Entries taken from a collection
## START
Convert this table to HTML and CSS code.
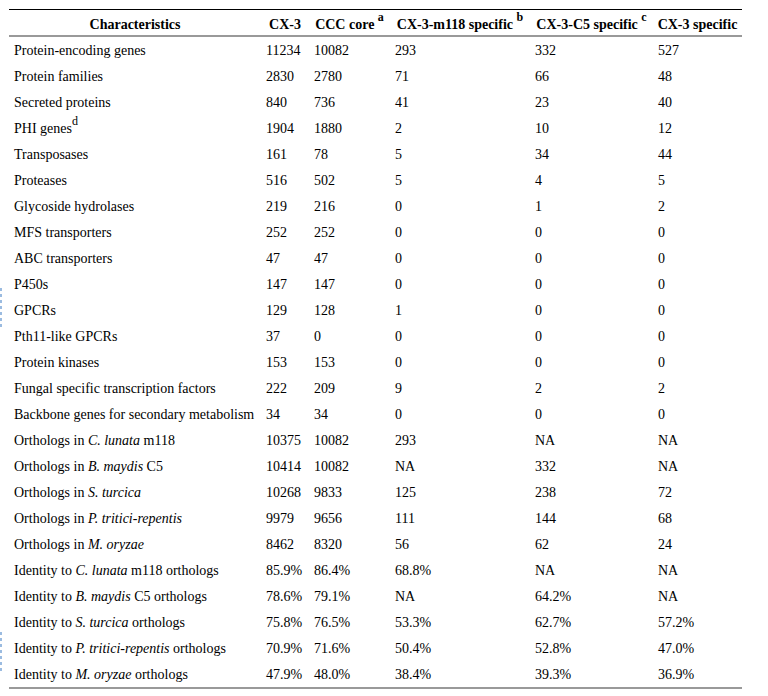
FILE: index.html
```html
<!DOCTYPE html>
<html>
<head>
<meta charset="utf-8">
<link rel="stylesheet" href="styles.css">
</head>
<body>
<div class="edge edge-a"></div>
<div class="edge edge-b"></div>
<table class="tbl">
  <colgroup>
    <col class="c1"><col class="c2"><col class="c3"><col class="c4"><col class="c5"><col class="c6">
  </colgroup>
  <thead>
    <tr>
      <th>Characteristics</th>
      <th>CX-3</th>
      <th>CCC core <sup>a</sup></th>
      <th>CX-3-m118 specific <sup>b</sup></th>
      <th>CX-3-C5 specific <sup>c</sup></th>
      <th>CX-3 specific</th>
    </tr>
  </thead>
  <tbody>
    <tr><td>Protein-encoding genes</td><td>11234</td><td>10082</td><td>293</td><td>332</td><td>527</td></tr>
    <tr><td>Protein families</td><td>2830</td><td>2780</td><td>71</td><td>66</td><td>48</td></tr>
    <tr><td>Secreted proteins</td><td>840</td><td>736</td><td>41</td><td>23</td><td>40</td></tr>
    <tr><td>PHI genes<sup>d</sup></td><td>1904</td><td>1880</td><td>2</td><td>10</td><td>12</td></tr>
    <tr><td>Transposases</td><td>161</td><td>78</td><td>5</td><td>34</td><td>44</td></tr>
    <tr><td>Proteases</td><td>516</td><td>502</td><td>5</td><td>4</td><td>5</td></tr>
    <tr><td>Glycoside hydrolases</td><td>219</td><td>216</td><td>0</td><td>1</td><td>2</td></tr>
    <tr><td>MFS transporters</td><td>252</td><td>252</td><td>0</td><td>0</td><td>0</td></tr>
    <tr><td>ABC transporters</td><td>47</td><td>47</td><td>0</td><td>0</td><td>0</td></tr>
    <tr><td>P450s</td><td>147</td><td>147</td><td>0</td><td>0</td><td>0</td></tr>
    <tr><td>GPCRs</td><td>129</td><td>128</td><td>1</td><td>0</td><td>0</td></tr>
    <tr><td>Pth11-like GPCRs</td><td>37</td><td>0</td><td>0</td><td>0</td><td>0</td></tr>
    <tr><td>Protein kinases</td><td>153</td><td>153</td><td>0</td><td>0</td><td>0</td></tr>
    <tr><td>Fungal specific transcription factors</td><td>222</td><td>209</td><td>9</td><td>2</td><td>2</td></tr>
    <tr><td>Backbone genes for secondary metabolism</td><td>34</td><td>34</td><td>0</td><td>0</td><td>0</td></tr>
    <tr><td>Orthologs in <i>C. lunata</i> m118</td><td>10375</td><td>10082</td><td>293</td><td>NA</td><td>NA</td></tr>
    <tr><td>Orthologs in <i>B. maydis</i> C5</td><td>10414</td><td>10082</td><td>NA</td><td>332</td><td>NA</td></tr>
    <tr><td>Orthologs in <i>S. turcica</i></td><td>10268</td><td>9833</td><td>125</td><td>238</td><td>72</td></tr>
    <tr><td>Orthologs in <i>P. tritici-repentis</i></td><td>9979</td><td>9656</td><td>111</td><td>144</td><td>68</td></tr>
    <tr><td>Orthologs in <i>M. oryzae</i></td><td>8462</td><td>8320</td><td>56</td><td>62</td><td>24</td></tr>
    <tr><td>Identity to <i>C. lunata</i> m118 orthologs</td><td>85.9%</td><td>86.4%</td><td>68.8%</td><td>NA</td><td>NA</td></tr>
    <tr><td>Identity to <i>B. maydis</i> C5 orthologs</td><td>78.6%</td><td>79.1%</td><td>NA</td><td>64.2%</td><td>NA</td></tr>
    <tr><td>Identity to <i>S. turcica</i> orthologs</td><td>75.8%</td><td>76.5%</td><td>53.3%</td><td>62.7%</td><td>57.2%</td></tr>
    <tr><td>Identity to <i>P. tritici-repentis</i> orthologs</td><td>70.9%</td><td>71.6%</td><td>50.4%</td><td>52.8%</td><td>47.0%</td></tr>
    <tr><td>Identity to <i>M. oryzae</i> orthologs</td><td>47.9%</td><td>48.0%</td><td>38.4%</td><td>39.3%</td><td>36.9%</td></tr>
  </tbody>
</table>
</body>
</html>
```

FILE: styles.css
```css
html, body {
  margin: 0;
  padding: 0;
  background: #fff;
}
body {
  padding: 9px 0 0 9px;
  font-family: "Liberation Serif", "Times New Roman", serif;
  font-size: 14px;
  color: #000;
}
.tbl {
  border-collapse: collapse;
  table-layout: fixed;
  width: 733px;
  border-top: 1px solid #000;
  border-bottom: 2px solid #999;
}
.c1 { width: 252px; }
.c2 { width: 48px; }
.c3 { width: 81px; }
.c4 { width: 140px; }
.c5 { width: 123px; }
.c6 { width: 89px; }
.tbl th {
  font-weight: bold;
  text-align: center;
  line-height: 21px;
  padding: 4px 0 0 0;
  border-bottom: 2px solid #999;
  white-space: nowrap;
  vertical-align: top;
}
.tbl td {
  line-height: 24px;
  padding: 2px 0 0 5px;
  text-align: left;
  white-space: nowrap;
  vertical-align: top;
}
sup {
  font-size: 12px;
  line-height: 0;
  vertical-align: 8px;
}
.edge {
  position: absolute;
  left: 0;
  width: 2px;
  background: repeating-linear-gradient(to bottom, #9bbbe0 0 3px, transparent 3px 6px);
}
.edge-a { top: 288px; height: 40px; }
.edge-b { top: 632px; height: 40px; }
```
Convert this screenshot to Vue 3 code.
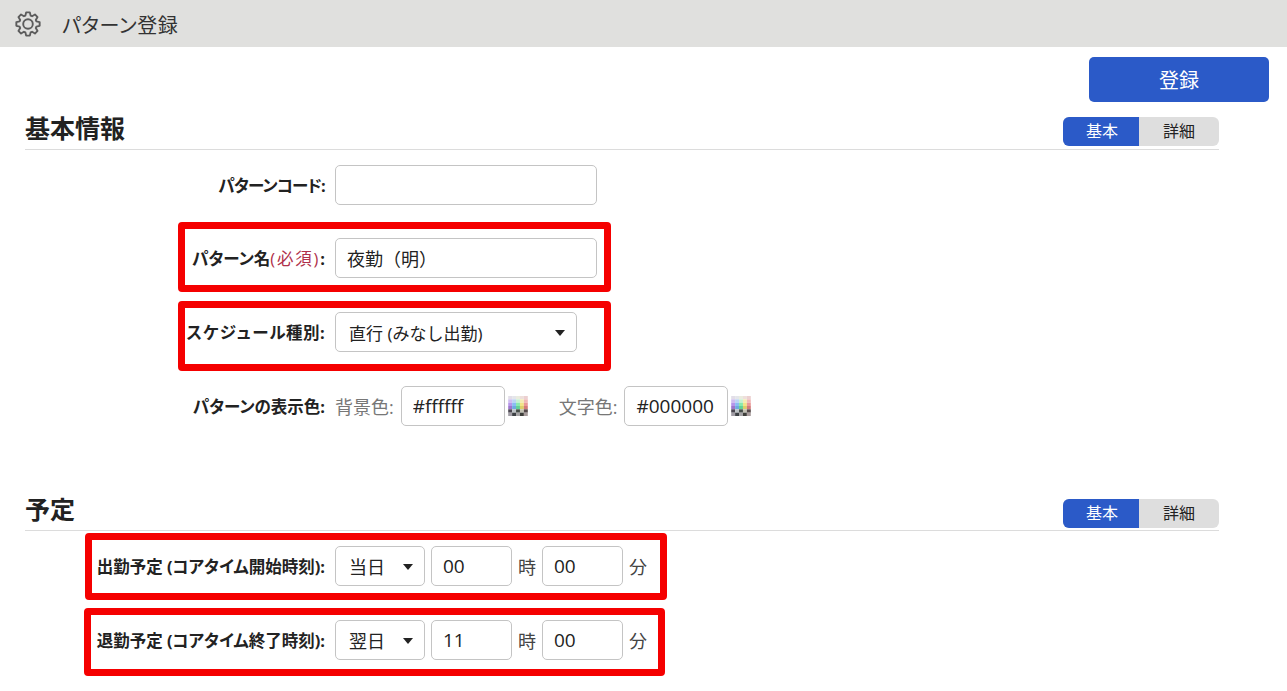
## END
REQUEST: Extract the entries in full, exactly as they are, minus the pictures.

THE SOLUTION:
Convert this table to HTML and CSS code.
FILE: index.html
```html
<!DOCTYPE html>
<html>
<head>
<meta charset="utf-8">
<link rel="stylesheet" href="styles.css">
</head>
<body>
<div class="edge edge-a"></div>
<div class="edge edge-b"></div>
<table class="tbl">
  <colgroup>
    <col class="c1"><col class="c2"><col class="c3"><col class="c4"><col class="c5"><col class="c6">
  </colgroup>
  <thead>
    <tr>
      <th>Characteristics</th>
      <th>CX-3</th>
      <th>CCC core <sup>a</sup></th>
      <th>CX-3-m118 specific <sup>b</sup></th>
      <th>CX-3-C5 specific <sup>c</sup></th>
      <th>CX-3 specific</th>
    </tr>
  </thead>
  <tbody>
    <tr><td>Protein-encoding genes</td><td>11234</td><td>10082</td><td>293</td><td>332</td><td>527</td></tr>
    <tr><td>Protein families</td><td>2830</td><td>2780</td><td>71</td><td>66</td><td>48</td></tr>
    <tr><td>Secreted proteins</td><td>840</td><td>736</td><td>41</td><td>23</td><td>40</td></tr>
    <tr><td>PHI genes<sup>d</sup></td><td>1904</td><td>1880</td><td>2</td><td>10</td><td>12</td></tr>
    <tr><td>Transposases</td><td>161</td><td>78</td><td>5</td><td>34</td><td>44</td></tr>
    <tr><td>Proteases</td><td>516</td><td>502</td><td>5</td><td>4</td><td>5</td></tr>
    <tr><td>Glycoside hydrolases</td><td>219</td><td>216</td><td>0</td><td>1</td><td>2</td></tr>
    <tr><td>MFS transporters</td><td>252</td><td>252</td><td>0</td><td>0</td><td>0</td></tr>
    <tr><td>ABC transporters</td><td>47</td><td>47</td><td>0</td><td>0</td><td>0</td></tr>
    <tr><td>P450s</td><td>147</td><td>147</td><td>0</td><td>0</td><td>0</td></tr>
    <tr><td>GPCRs</td><td>129</td><td>128</td><td>1</td><td>0</td><td>0</td></tr>
    <tr><td>Pth11-like GPCRs</td><td>37</td><td>0</td><td>0</td><td>0</td><td>0</td></tr>
    <tr><td>Protein kinases</td><td>153</td><td>153</td><td>0</td><td>0</td><td>0</td></tr>
    <tr><td>Fungal specific transcription factors</td><td>222</td><td>209</td><td>9</td><td>2</td><td>2</td></tr>
    <tr><td>Backbone genes for secondary metabolism</td><td>34</td><td>34</td><td>0</td><td>0</td><td>0</td></tr>
    <tr><td>Orthologs in <i>C. lunata</i> m118</td><td>10375</td><td>10082</td><td>293</td><td>NA</td><td>NA</td></tr>
    <tr><td>Orthologs in <i>B. maydis</i> C5</td><td>10414</td><td>10082</td><td>NA</td><td>332</td><td>NA</td></tr>
    <tr><td>Orthologs in <i>S. turcica</i></td><td>10268</td><td>9833</td><td>125</td><td>238</td><td>72</td></tr>
    <tr><td>Orthologs in <i>P. tritici-repentis</i></td><td>9979</td><td>9656</td><td>111</td><td>144</td><td>68</td></tr>
    <tr><td>Orthologs in <i>M. oryzae</i></td><td>8462</td><td>8320</td><td>56</td><td>62</td><td>24</td></tr>
    <tr><td>Identity to <i>C. lunata</i> m118 orthologs</td><td>85.9%</td><td>86.4%</td><td>68.8%</td><td>NA</td><td>NA</td></tr>
    <tr><td>Identity to <i>B. maydis</i> C5 orthologs</td><td>78.6%</td><td>79.1%</td><td>NA</td><td>64.2%</td><td>NA</td></tr>
    <tr><td>Identity to <i>S. turcica</i> orthologs</td><td>75.8%</td><td>76.5%</td><td>53.3%</td><td>62.7%</td><td>57.2%</td></tr>
    <tr><td>Identity to <i>P. tritici-repentis</i> orthologs</td><td>70.9%</td><td>71.6%</td><td>50.4%</td><td>52.8%</td><td>47.0%</td></tr>
    <tr><td>Identity to <i>M. oryzae</i> orthologs</td><td>47.9%</td><td>48.0%</td><td>38.4%</td><td>39.3%</td><td>36.9%</td></tr>
  </tbody>
</table>
</body>
</html>
```

FILE: styles.css
```css
html, body {
  margin: 0;
  padding: 0;
  background: #fff;
}
body {
  padding: 9px 0 0 9px;
  font-family: "Liberation Serif", "Times New Roman", serif;
  font-size: 14px;
  color: #000;
}
.tbl {
  border-collapse: collapse;
  table-layout: fixed;
  width: 733px;
  border-top: 1px solid #000;
  border-bottom: 2px solid #999;
}
.c1 { width: 252px; }
.c2 { width: 48px; }
.c3 { width: 81px; }
.c4 { width: 140px; }
.c5 { width: 123px; }
.c6 { width: 89px; }
.tbl th {
  font-weight: bold;
  text-align: center;
  line-height: 21px;
  padding: 4px 0 0 0;
  border-bottom: 2px solid #999;
  white-space: nowrap;
  vertical-align: top;
}
.tbl td {
  line-height: 24px;
  padding: 2px 0 0 5px;
  text-align: left;
  white-space: nowrap;
  vertical-align: top;
}
sup {
  font-size: 12px;
  line-height: 0;
  vertical-align: 8px;
}
.edge {
  position: absolute;
  left: 0;
  width: 2px;
  background: repeating-linear-gradient(to bottom, #9bbbe0 0 3px, transparent 3px 6px);
}
.edge-a { top: 288px; height: 40px; }
.edge-b { top: 632px; height: 40px; }
```
Convert this screenshot to Vue 3 code.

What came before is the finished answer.